So goes the little Baby Einstein story in the waterproof book we received when Benjamin was a baby.
Except it’s no longer true. Water being everywhere, that is.
I happen to come across a show about this on TVO last night, that talks about this very topic. And a part of the show stuck to my mind throughout the night. In fact, I had trouble falling asleep, and staying asleep, because of this imagine it created in my head.
The show will repeat again on February 12, 2008. I doubt I’ll have time to watch it again, particularly the parts I missed yesterday (the beginning and the end). What with all the issues we’ve been having over the past couple of days (toddler pooping, painting, infant sick, deep freeze, living LIFE).
But I digress. The gist of the show was about whether water is a human right or a commodity that can be bought and sold. We all know what it should be, but the reality is that many people in various parts of our mostly water-covered planet don’t have access to safe water at all. Which brings me back to the image in my head that left me sleepless.
The show took us to Bolivia. It followed a little family who lived in a breathtakingly beautiful mountain village. The daily view they have is even an amateur photographer’s dream. But the lifestyle the little family is living is far from beautiful.
The little house where our Bolivian family dwelled is little more than a shack. The camera focused in on a broken doll lying on a dirt floor. There were two beds covered in colourful blankets, indicating a higher standard of poverty than what one might imagine. The beds were filled with the entire family: parents, grandparents, children. (Makes one think about this whole idea that co-sleeping is often termed as unsafe here in the West’s middle class, but that’s another day’s post.)
Early in the morning the family rises, collects containers, and walks a fair distance toward a well where they will obtain their daily requirement of water. I don’t recall how far they had to walk, but remember a narrow path along a mountain ridge, downhill. I also remember the narrator speaking of the well not always having enough water, or any water at all, for this and other families whose livelihood depends on it. And, that the water wasn’t reliably clean. In fact, the head of the family spoke about two of his children dying what he thought was due to contaminated water from the well.
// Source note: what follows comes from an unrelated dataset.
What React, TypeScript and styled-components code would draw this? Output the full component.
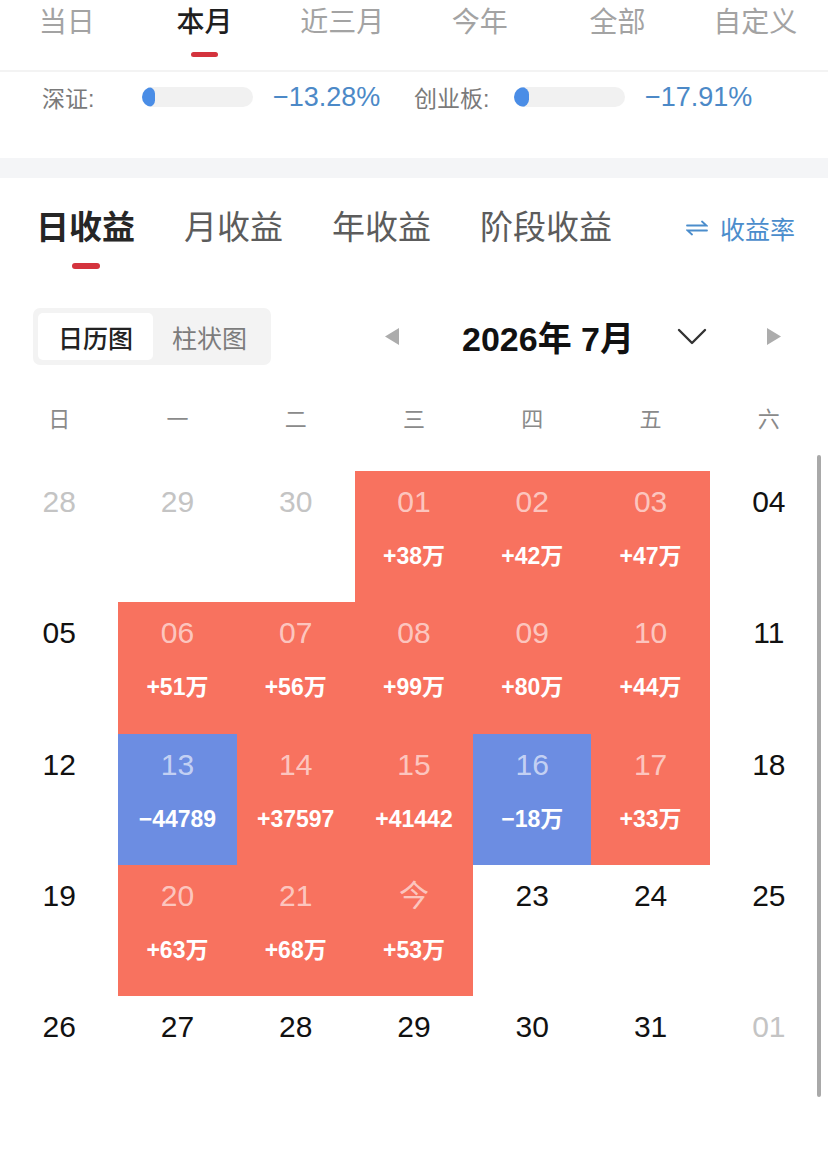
import * as React from 'react';
import styled, { createGlobalStyle } from 'styled-components';

const GlobalStyle = createGlobalStyle`
    html, body {
        margin: 0;
        padding: 0;
        background: #ffffff;
    }
    body {
        font-family: 'Liberation Sans', 'Noto Sans CJK SC', sans-serif;
        color: #222;
    }
`;

const RED = '#f8725f';
const BLUE = '#6c8de2';

const Page = styled.div`
    position: relative;
    width: 828px;
    min-height: 1151px;
    overflow: hidden;
    background: #fff;
`;

/* period tabs at the top */
const PeriodBar = styled.div`
    display: grid;
    grid-template-columns: repeat(6, 1fr);
    height: 70px;
    padding: 0 4px 0 0;
    border-bottom: 2px solid #f3f3f3;
    margin-left: -2px;
`;

const PeriodTab = styled.div<{ $active?: boolean }>`
    display: flex;
    flex-direction: column;
    align-items: center;
    padding-top: 7px;
    font-size: 28px;
    line-height: 32px;
    color: ${({ $active }) => ($active ? '#1f1f1f' : '#a3a3a3')};
    font-weight: ${({ $active }) => ($active ? 500 : 400)};
`;

const Underline = styled.span<{ $w: number; $h: number; $top: number }>`
    display: block;
    width: ${({ $w }) => $w}px;
    height: ${({ $h }) => $h}px;
    margin-top: ${({ $top }) => $top}px;
    border-radius: 3px;
    background: #d4333d;
`;

/* market index comparison */
const IndexRow = styled.div`
    display: grid;
    grid-template-columns: 372px 372px;
    align-items: center;
    height: 50px;
    padding-left: 42px;
    margin-bottom: 36px;
`;

const IndexItem = styled.div`
    display: grid;
    grid-template-columns: 100px 111px auto;
    align-items: center;
`;

const IndexLabel = styled.span`
    font-size: 23px;
    color: #7a7a7a;
`;

const Track = styled.div`
    height: 20px;
    border-radius: 10px;
    background: #f1f1f1;
    overflow: hidden;
`;

const Fill = styled.div`
    height: 100%;
    border-radius: 10px;
    background: #4a8de6;
`;

const IndexValue = styled.span`
    margin-left: 20px;
    font-size: 27px;
    color: #4c89c7;
`;

const Band = styled.div`
    height: 20px;
    background: #f4f5f7;
`;

/* earnings section tabs */
const SectionBar = styled.div`
    display: flex;
    align-items: flex-start;
    padding: 30px 33px 0 36px;
    height: 61px;
`;

const SectionTab = styled.div<{ $active?: boolean }>`
    display: flex;
    flex-direction: column;
    align-items: center;
    margin-right: 49px;
    font-size: 33px;
    line-height: 40px;
    font-weight: ${({ $active }) => ($active ? 700 : 400)};
    color: ${({ $active }) => ($active ? '#262626' : '#5c5c5c')};
`;

const RateSwitch = styled.div`
    display: flex;
    align-items: center;
    gap: 12px;
    margin-left: auto;
    height: 40px;
    font-size: 25px;
    color: #4b8dcc;
`;

/* view toggle and month navigation */
const Toolbar = styled.div`
    display: flex;
    align-items: center;
    height: 57px;
    margin-top: 39px;
    padding-left: 33px;
`;

const Segmented = styled.div`
    display: flex;
    width: 238px;
    height: 57px;
    padding: 5px;
    box-sizing: border-box;
    border-radius: 7px;
    background: #f3f3f3;
`;

const Segment = styled.div<{ $active?: boolean }>`
    flex: ${({ $active }) => ($active ? '0 0 115px' : '1')};
    display: flex;
    align-items: center;
    justify-content: center;
    border-radius: 5px;
    font-size: 25px;
    background: ${({ $active }) => ($active ? '#fff' : 'transparent')};
    color: ${({ $active }) => ($active ? '#222' : '#7c7c7c')};
    font-weight: ${({ $active }) => ($active ? 500 : 400)};
`;

const MonthNav = styled.div`
    display: flex;
    align-items: center;
    margin-left: 114px;
`;

const MonthTitle = styled.div`
    margin: 0 43px 0 63px;
    font-size: 34px;
    font-weight: 700;
    color: #111;
`;

const ChevronBox = styled.div`
    display: flex;
    margin-right: 60px;
`;

/* calendar */
const WeekRow = styled.div`
    display: grid;
    grid-template-columns: repeat(7, 1fr);
    height: 106px;
    padding-top: 40px;
    box-sizing: border-box;
`;

const WeekDay = styled.div`
    text-align: center;
    font-size: 22px;
    line-height: 30px;
    color: #8a8a8a;
`;

const CalendarGrid = styled.div`
    display: grid;
    grid-template-columns: repeat(7, 1fr);
    grid-auto-rows: 131.3px;
`;

type Tone = 'up' | 'down' | 'none';
type DayKind = 'outside' | 'normal';

const Cell = styled.div<{ $tone: Tone }>`
    display: flex;
    flex-direction: column;
    align-items: center;
    padding-top: 14px;
    background: ${({ $tone }) => ($tone === 'up' ? RED : $tone === 'down' ? BLUE : 'transparent')};
`;

const DayNum = styled.div<{ $tone: Tone; $kind: DayKind }>`
    font-size: 30px;
    line-height: 34px;
    color: ${({ $tone, $kind }) =>
        $tone !== 'none' ? 'rgba(255, 255, 255, 0.62)' : $kind === 'outside' ? '#c4c4c4' : '#111'};
`;

const Amount = styled.div`
    margin-top: 23px;
    font-size: 23px;
    line-height: 28px;
    font-weight: 700;
    color: #fff;
`;

const ScrollThumb = styled.div`
    position: absolute;
    top: 455px;
    right: 7px;
    width: 4px;
    height: 642px;
    border-radius: 2px;
    background: #a9a9a9;
`;

interface Day {
    label: string;
    tone?: Tone;
    kind?: DayKind;
    amount?: string;
}

const days: Day[] = [
    { label: '28', kind: 'outside' },
    { label: '29', kind: 'outside' },
    { label: '30', kind: 'outside' },
    { label: '01', tone: 'up', amount: '+38万' },
    { label: '02', tone: 'up', amount: '+42万' },
    { label: '03', tone: 'up', amount: '+47万' },
    { label: '04' },
    { label: '05' },
    { label: '06', tone: 'up', amount: '+51万' },
    { label: '07', tone: 'up', amount: '+56万' },
    { label: '08', tone: 'up', amount: '+99万' },
    { label: '09', tone: 'up', amount: '+80万' },
    { label: '10', tone: 'up', amount: '+44万' },
    { label: '11' },
    { label: '12' },
    { label: '13', tone: 'down', amount: '−44789' },
    { label: '14', tone: 'up', amount: '+37597' },
    { label: '15', tone: 'up', amount: '+41442' },
    { label: '16', tone: 'down', amount: '−18万' },
    { label: '17', tone: 'up', amount: '+33万' },
    { label: '18' },
    { label: '19' },
    { label: '20', tone: 'up', amount: '+63万' },
    { label: '21', tone: 'up', amount: '+68万' },
    { label: '今', tone: 'up', amount: '+53万' },
    { label: '23' },
    { label: '24' },
    { label: '25' },
    { label: '26' },
    { label: '27' },
    { label: '28' },
    { label: '29' },
    { label: '30' },
    { label: '31' },
    { label: '01', kind: 'outside' },
];

const periods = ['当日', '本月', '近三月', '今年', '全部', '自定义'];
const sections = ['日收益', '月收益', '年收益', '阶段收益'];
const weekDays = ['日', '一', '二', '三', '四', '五', '六'];

const SwapIcon = () => (
    <svg width="22" height="16" viewBox="0 0 22 16" fill="none" stroke="#4b8dcc" strokeWidth="1.8" strokeLinecap="round">
        <path d="M1 5.5h19.5L16 1.5" />
        <path d="M21 10.5H1.5L6 14.5" />
    </svg>
);

const Triangle = ({ dir }: { dir: 'left' | 'right' }) => (
    <svg width="14" height="17" viewBox="0 0 14 17">
        <path d={dir === 'left' ? 'M14 0v17L0 8.5z' : 'M0 0v17l14-8.5z'} fill="#acacac" />
    </svg>
);

const ChevronDown = () => (
    <svg width="30" height="17" viewBox="0 0 30 17" fill="none" stroke="#333" strokeWidth="2.4" strokeLinecap="round" strokeLinejoin="round">
        <path d="M2 2l13 13L28 2" />
    </svg>
);

const App: React.FunctionComponent = () => {
    return (
        <Page>
            <GlobalStyle />
            <PeriodBar>
                {periods.map((p) => (
                    <PeriodTab key={p} $active={p === '本月'}>
                        {p}
                        {p === '本月' && <Underline $w={27} $h={5} $top={13} />}
                    </PeriodTab>
                ))}
            </PeriodBar>

            <IndexRow>
                <IndexItem>
                    <IndexLabel>深证:</IndexLabel>
                    <Track>
                        <Fill style={{ width: 13 }} />
                    </Track>
                    <IndexValue>−13.28%</IndexValue>
                </IndexItem>
                <IndexItem>
                    <IndexLabel>创业板:</IndexLabel>
                    <Track>
                        <Fill style={{ width: 15 }} />
                    </Track>
                    <IndexValue>−17.91%</IndexValue>
                </IndexItem>
            </IndexRow>

            <Band />

            <SectionBar>
                {sections.map((s) => (
                    <SectionTab key={s} $active={s === '日收益'}>
                        {s}
                        {s === '日收益' && <Underline $w={28} $h={6} $top={15} />}
                    </SectionTab>
                ))}
                <RateSwitch>
                    <SwapIcon />
                    收益率
                </RateSwitch>
            </SectionBar>

            <Toolbar>
                <Segmented>
                    <Segment $active>日历图</Segment>
                    <Segment>柱状图</Segment>
                </Segmented>
                <MonthNav>
                    <Triangle dir="left" />
                    <MonthTitle>2026年 7月</MonthTitle>
                    <ChevronBox>
                        <ChevronDown />
                    </ChevronBox>
                    <Triangle dir="right" />
                </MonthNav>
            </Toolbar>

            <WeekRow>
                {weekDays.map((w) => (
                    <WeekDay key={w}>{w}</WeekDay>
                ))}
            </WeekRow>

            <CalendarGrid>
                {days.map((d, i) => {
                    const tone = d.tone ?? 'none';
                    return (
                        <Cell key={i} $tone={tone}>
                            <DayNum $tone={tone} $kind={d.kind ?? 'normal'}>
                                {d.label}
                            </DayNum>
                            {d.amount && <Amount>{d.amount}</Amount>}
                        </Cell>
                    );
                })}
            </CalendarGrid>

            <ScrollThumb />
        </Page>
    );
};

export default App;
The father or grandfather was interviewed for this story. He and the about 10 year old girl Vanessa were the “stars” of the Bolivian part of the story (the show went to India, and other places as well). They explained solemnly about how they don’t have enough water, and how they have to ration it when they do manage to bring water back home.
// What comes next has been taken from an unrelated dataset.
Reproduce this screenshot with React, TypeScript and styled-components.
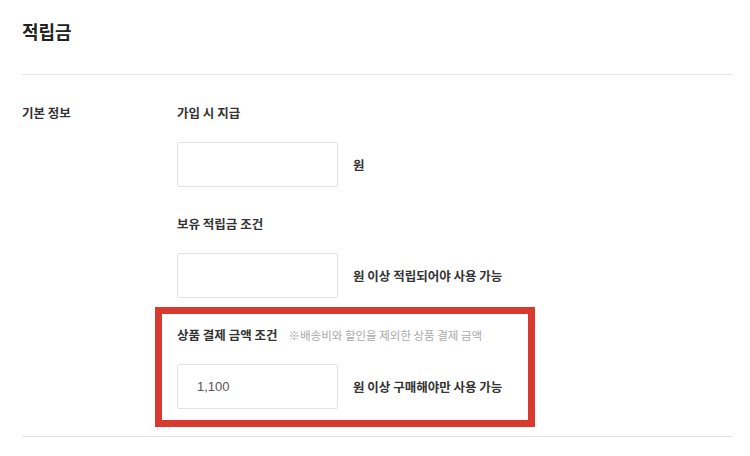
import React from 'react';
import styled, { createGlobalStyle } from 'styled-components';

const GlobalStyle = createGlobalStyle`
  body {
    margin: 0;
    background: #fff;
    font-family: "Noto Sans CJK KR", "Noto Sans", sans-serif;
    color: #333;
  }
`;

const Page = styled.div`
  width: 750px;
  height: 456px;
  padding: 0 17px 0 22px;
  box-sizing: border-box;
  overflow: hidden;
`;

const Header = styled.div`
  height: 75px;
  border-bottom: 1px solid #e4e4e4;
  box-sizing: border-box;
  padding-top: 19px;
`;

const Title = styled.h1`
  margin: 0;
  font-size: 18px;
  line-height: 24px;
  font-weight: 700;
  color: #222;
`;

const Section = styled.div`
  display: flex;
  padding: 28px 0 27px;
  border-bottom: 1px solid #e4e4e4;
`;

const SectionLabel = styled.div`
  width: 155px;
  flex-shrink: 0;
  font-size: 12.5px;
  line-height: 20px;
  font-weight: 700;
  color: #333;
`;

const Fields = styled.div`
  display: flex;
  flex-direction: column;
  gap: 27px;
`;

const FieldGroup = styled.div`
  position: relative;
  display: flex;
  flex-direction: column;
  gap: 19px;
`;

const Highlight = styled.div`
  position: absolute;
  left: -22px;
  top: -18px;
  width: 380px;
  bottom: -18px;
  border: 7px solid #d93a2f;
  box-sizing: border-box;
  pointer-events: none;
`;

const FieldLabel = styled.div`
  display: flex;
  align-items: baseline;
  gap: 11px;
  font-size: 12.5px;
  line-height: 20px;
  font-weight: 700;
  color: #333;
`;

const Note = styled.span`
  font-size: 11.5px;
  font-weight: 400;
  color: #aaa;
`;

const InputRow = styled.div`
  display: flex;
  align-items: center;
  gap: 15px;
`;

const Input = styled.input`
  width: 161px;
  height: 45px;
  box-sizing: border-box;
  border: 1px solid #e2e2e2;
  border-radius: 2px;
  padding: 0 19px;
  font-family: "Liberation Sans", Arial, sans-serif;
  font-size: 13px;
  color: #555;
  outline: none;
`;

const Unit = styled.span`
  font-size: 12.5px;
  font-weight: 700;
  color: #333;
`;

const fields = [
  { label: '가입 시 지급', value: '', unit: '원' },
  { label: '보유 적립금 조건', value: '', unit: '원 이상 적립되어야 사용 가능' },
  {
    label: '상품 결제 금액 조건',
    note: '※배송비와 할인을 제외한 상품 결제 금액',
    value: '1,100',
    unit: '원 이상 구매해야만 사용 가능',
    highlight: true,
  },
];

const App: React.FC = () => {
  return (
    <Page>
      <GlobalStyle />
      <Header>
        <Title>적립금</Title>
      </Header>
      <Section>
        <SectionLabel>기본 정보</SectionLabel>
        <Fields>
          {fields.map((f) => (
            <FieldGroup key={f.label}>
              <FieldLabel>
                {f.label}
                {f.note && <Note>{f.note}</Note>}
              </FieldLabel>
              <InputRow>
                <Input defaultValue={f.value} />
                <Unit>{f.unit}</Unit>
              </InputRow>
              {f.highlight && <Highlight />}
            </FieldGroup>
          ))}
        </Fields>
      </Section>
    </Page>
  );
};

export default App;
Vanessa at one point cried when she told her very heartfelt perspective about this situation she find herself in. Other children won’t play with her because she has no water in her home. Other children call her a filthy pig because even if she has water available to wash herself with, there isn’t enough water to wash the clothes. Or vice versa.
Vanessa and her father (grandfather?) walk along the path one day and sit down on a rock. The view is breathtaking. There is a huge mountain covered in ice and snow in the distance.
The man explains to the girl that all this snow and ice will melt into water, but it won’t be made available to her when she grows up.
No, the Americans will come and buy it for their Coca Cola factories.
That is what he says.
And that is the sad reality. A Coca Cola factory in fact exists next to the family’s well. They visit it sometimes, when their well has run dry, to look at all the water splashing about in the humongous reservoirs, over the chainlinked fence. This water that is pumped from the mountain, their mountain, is a commodity now. It has been bought for money.
And the little family living next door to the factory can’t keep their 10 year old girl clean enough so she can play with her friends.
We North Americans are probably more wasteful with water than anyone else. Even in the days of ecological and environmental awareness, not to mention the high price of water and electricity, the abundant use of water in our households is nothing less than luxurious. Everytime I turn on my High Efficiency washing machine during prime time electricity use I feel guilty. On the days I shower twice, say after a day of painting in the basement, I feel guilty. Visiting Las Vegas years ago still makes me feel bad. I mean, they import water into the desert for our amusement! Now I hear that the middle class likes the dry air of Arizona, so golf courses are springing up left, right and centre there too. And golf courses require immense amounts of water.
I commend shows like this to remind us of our responsibilities to our planet. And to teach our children that water, even though it comes out of the tap, should not be treated disrespectfully.
Water, safe water, should be available to every single human being. It is, after all a necessity for life.